La testimonianza di un nostro lettere che vuole essere una riflessione sul problema alcool tra i giovani e il loro rapporto con le famiglie.
L’altra sera intorno all’1.30 mi sono imbattuto in un giovanissimo ragazzo riverso a terra a Porto San Giorgio. Pancia in sotto, quasi soffocato dai coniati di vomito, occhi chiusi e risposte quasi assenti. Al suo fianco gli amici che l’avevano trovato così. L’istinto è stato quello di fare qualcosa e chiamare il 118. Poco più in là altri giovani tutti intorno ai 16 anni. C’era chi si preoccupava di non chiamare nessuno perché poi la reazione di altri genitori poteva costare cara.
“Te l’avevo detto di non mangiare quella robaccia…”
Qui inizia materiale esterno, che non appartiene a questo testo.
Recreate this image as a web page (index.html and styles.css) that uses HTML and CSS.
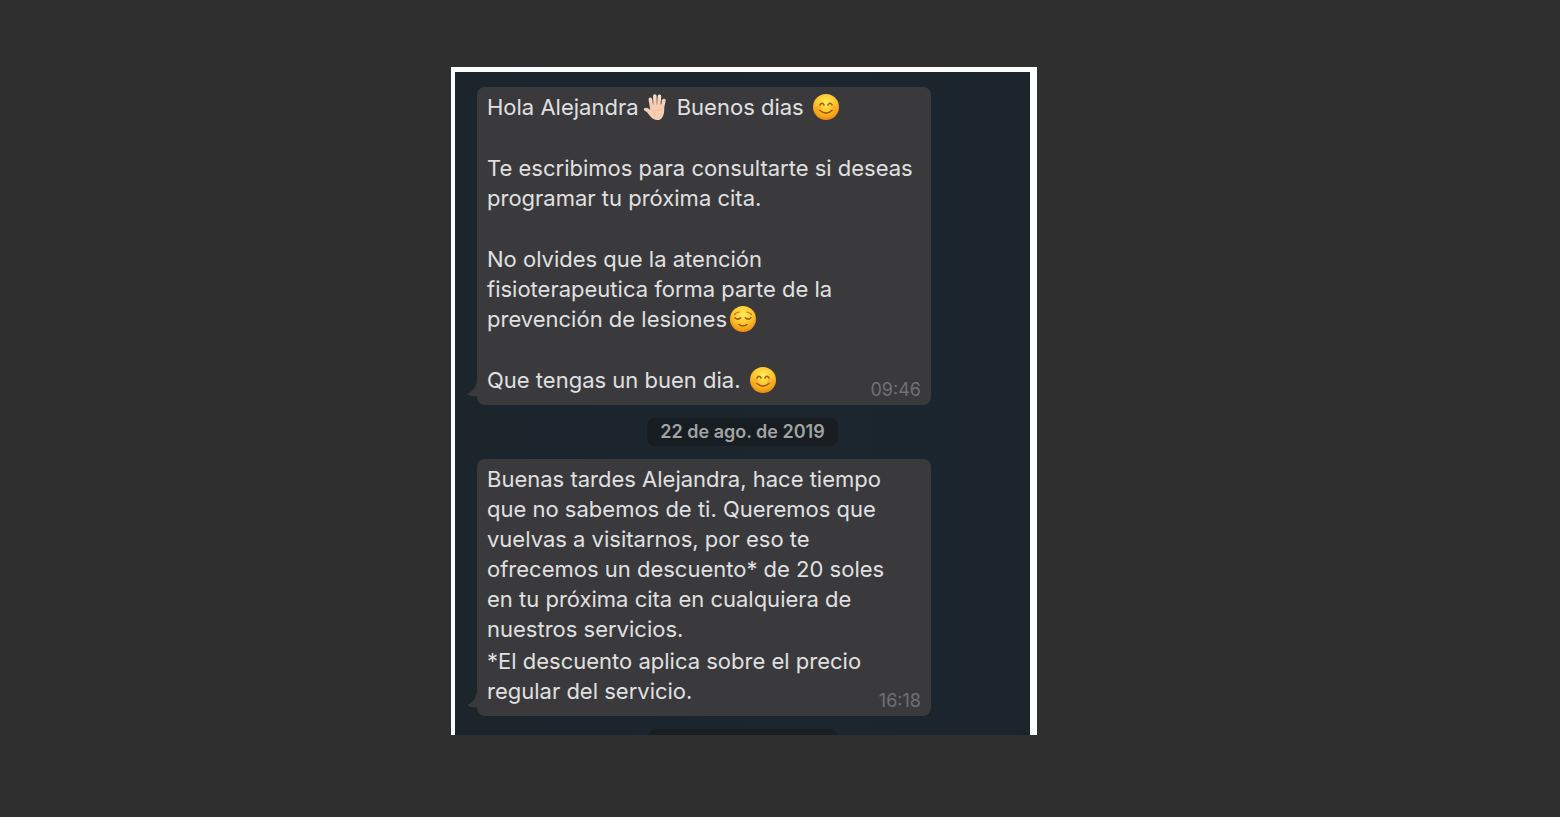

Intanto quel ragazzo inerme sul gradino della piazza passava nel disinteresse degli altri giovani e nello sconforto di qualche adulto che, preoccupato, aveva chiamato i soccorsi. Dieci, quindici minuti ed è arrivato il genitore preoccupato di capire cosa fosse successo.
“Erano stati a cena al kebab, ne aveva mangiati, ben 3”- raccontava un amico. Ed è in quell’istante che va in scena la tragedia del disastro giovanile d’oggi nel rapporto tra giovani generazioni e genitori (senza generalizzare, sia inteso): il genitore, nell’intento di svegliare il figlio sostenendolo, diceva: “te l’avevo detto di non mangiare quella robaccia”. Quasi a voler nascondere il vero dramma mal celato dell’ alcool.
L’ambulanza ancora non arrivava e il genitore stesso ha chiesto di rinunciare all’assistenza, così hanno richiamato il 118 e l’operatore sanitario ha voluto parlare col genitore che ha fornito i suoi dati continuando nella sua opera di sostenere il figlio.
Lo accarezzava sperando che si riprendesse dall’indigestione di kebab…
Non diamo sempre la colpa ai giovanissimi, a volte prendiamocela pure con gli adulti. Compresi quelli che, per profitto, rifilano alcolici senza guardare se davanti al bancone ci sia un ragazzino o meno.